14. Since the respondent has failed to discharge its burden of proving that the deceased committed an act that falls within the strict exceptions of Section 124A of the Railways Act, this Court is of the considered opinion that the death of the deceased occurred as a result of an “untoward incident” within the meaning of Section 123(c)(2) of the Railways Act.
15. Therefore, in the light of the settled law, I find that the adverse inferences drawn by the Tribunal against the appellants are legally untenable. The findings of the Tribunal are based on conjectures and surmises, being bereft of evidence and in ignorance of the above-cited catena of precedents governing with the compensation under the Railways Act. Consequently, the impugned judgment dated 07.12.2017 is set aside.
16. In view of the aforesaid, the appellants are held to be entitled to compensation.

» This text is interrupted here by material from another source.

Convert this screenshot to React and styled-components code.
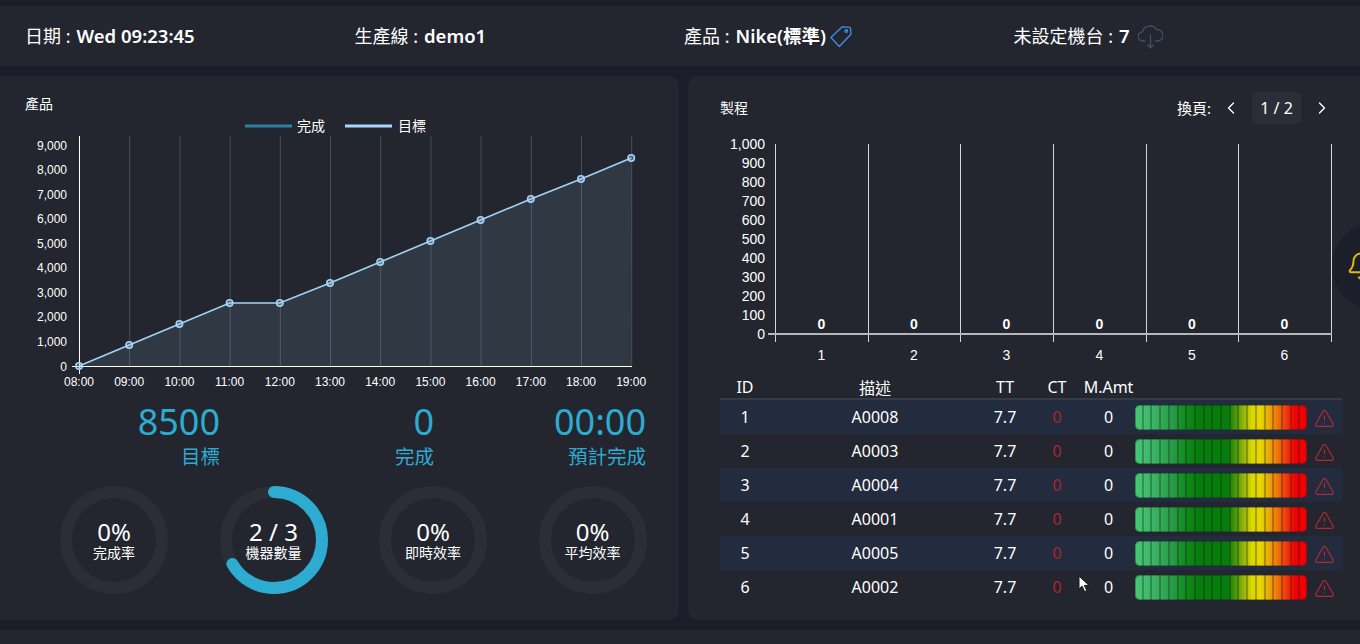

17. Since the accident in the present case occurred on 27.02.2016, i.e., prior to the revision of statutory compensation under the Railway Accidents and Untoward Incidents (Compensation) Rules, 1990, whereby the compensation payable in cases of death was enhanced from Rs. 4,00,000/- to Rs. 8,00,000/-, this Court has applied the principle laid down by the Supreme Court in Union of India v. Rina Devi[9] for determining the quantum of compensation. In terms thereof, the amount payable would be the higher of the following two: (i) the pre-revision compensation of Rs. 4,00,000/- along with interest @ 12% per annum from the date of the accident till realization, or (ii) the revised statutory compensation of Rs. 8,00,000/- along with interest @ 12% per annum from the date of accident till realization.
18. The respondent shall release higher of the two amounts towards compensation to the appellants within a period of four weeks. Rina Devi (supra) note 7.
19. The present appeal is allowed and disposed of in the above terms.